Kernel regression (or regression over an RKHS), as a classical topic, has been studied since the 1990s. Most work imposes the polynomial eigenvalue decay assumption over a kernel $K$ (i.e., there exist constants $0<\mathfrak{c}\leq\mathfrak{C}<\infty$ , such that the eigenvalues of the kernel satisfy $\mathfrak{c}j^{-\beta}\leq\lambda_{j}\leq\mathfrak{C}j^{-\beta}$ for some constant $\beta>1$ ) and assume that the target function $f_{\star}$ belongs to the RKHS associated with $K$ [14, 15, 51, 64]. They then showed that the minimax rate of the excess risk of regression over the corresponding RKHS is lower bounded by $n^{-{\beta}/({\beta+1})}$ and that some kernel methods (e.g., the kernel ridge regression and the early-stop** kernel regression) can produce estimators achieving this optimal rate. Thus, verifying that if an NTK satisfies the polynomial eigenvalue decay assumption and determining the eigenvalue decay rate of it becomes a natural strategy to discuss the generalization ability of the NTK ( or equivalently, the wide neural networks ) regression. When the NTK is defined on sphere $\mathbb{S}^{d}$ , it is an inner product kernel. Hence, the eigenvalues of NTK can be obtained through a detailed calculation with the help of the spherical harmonic polynomials. It is shown in [10, 11] that when $d$ is fixed, the eigenvalues of the NTK defined on $\mathbb{S}^{d}$ polynomially decayed at rate $({d+1})/{d}$ . When the domain is other than a sphere, [44, 46] further illustrated that the eigenvalues decay rate of NTK on any bounded open set in $\mathbb{R}^{d}$ is still $({d+1})/{d}$ . Some works then claimed that the optimal tuned neural network on $\mathbb{S}^{d}$ or on any bounded open set in $\mathbb{R}^{d}$ can achieve the optimal rate $n^{-({d+1})/({2d+1})}$ [37, 44, 46].
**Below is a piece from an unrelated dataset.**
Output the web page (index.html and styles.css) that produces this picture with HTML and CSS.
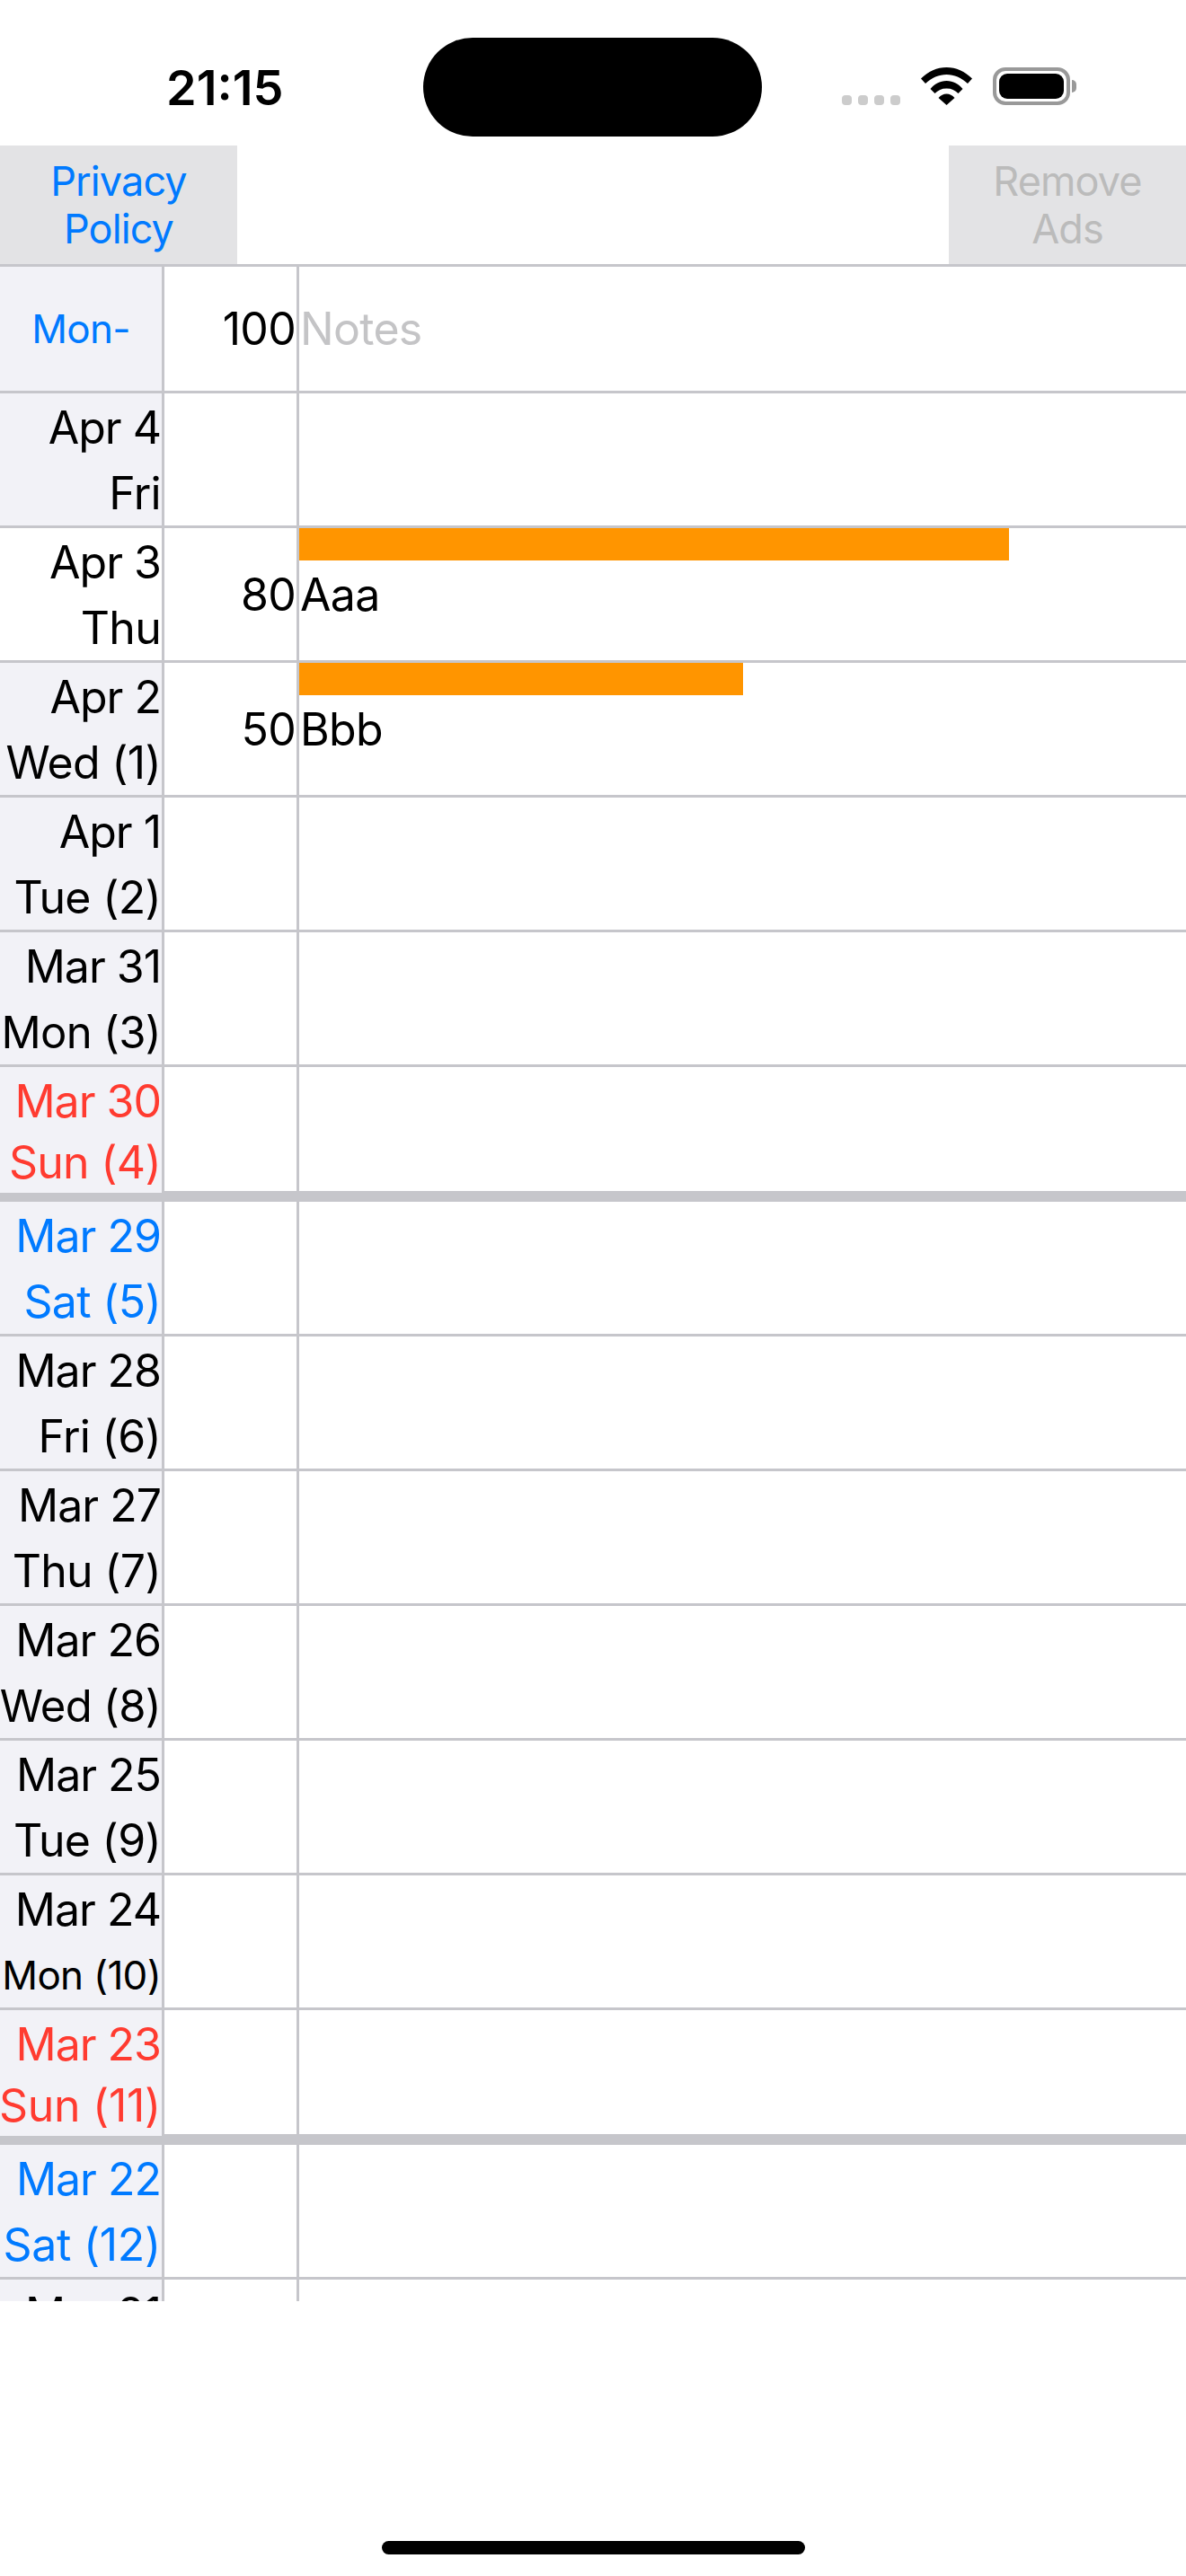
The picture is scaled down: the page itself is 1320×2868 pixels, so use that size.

When dimension $d$ is large, much less is known about the convergence rate of the excess risk of kernel methods. There are several works devoted to the high-dimensional setting where $n\asymp d$ . For example, motivated by the linear approximation of kernel matrices in high dimensional data proposed by [40], [49] provided an upper bound on the excess risk of kernel interpolation and claimed that kernel interpolation generalizes well in high dimensions. Similar results for kernel ridge regression are proven in [52]. These results are widely interpreted as evidence of the benign overfitting phenomenon (e.g., [9, 11, 53, 67]): overfitted models can still generalize well. Building on the work of [49], the benign overfitting phenomenon has been extensively investigated in the literature, and we referred to [7, 13, 34, 62, 78] for details. There is another line of research considering the large dimensional setting where $n\asymp d^{\gamma}$ for some ${\gamma}>0$ . For example, [30] studied the square-integrable function space on the sphere $\mathbb{S}^{d}$ and proved that when ${\gamma}$ is a non-integer, kernel ridge regression is consistent if and only if the regression function is a polynomial with a fixed degree $\leq\gamma$ . Inspired by the techniques presented in [30], several follow-up works extended the results to different settings [1, 29, 31, 55, 56, 61]. Additionally, [24] established an upper bound for kernel methods with specific kernels when ${\gamma}$ is an integer. Surprisingly, a recent work ([12]) numerically reported a ‘periodic plateau behavior’ in Figure 5 (b) of their paper: when $\gamma$ varies within certain specific ranges, the excess risk of kernel regression decays very slowly. All these inspirational works hint that determining the convergence rate of kernel regression in large dimensions is a hard but fruitful question, and we are probably to find many new phenomena if we can determine its convergence rate.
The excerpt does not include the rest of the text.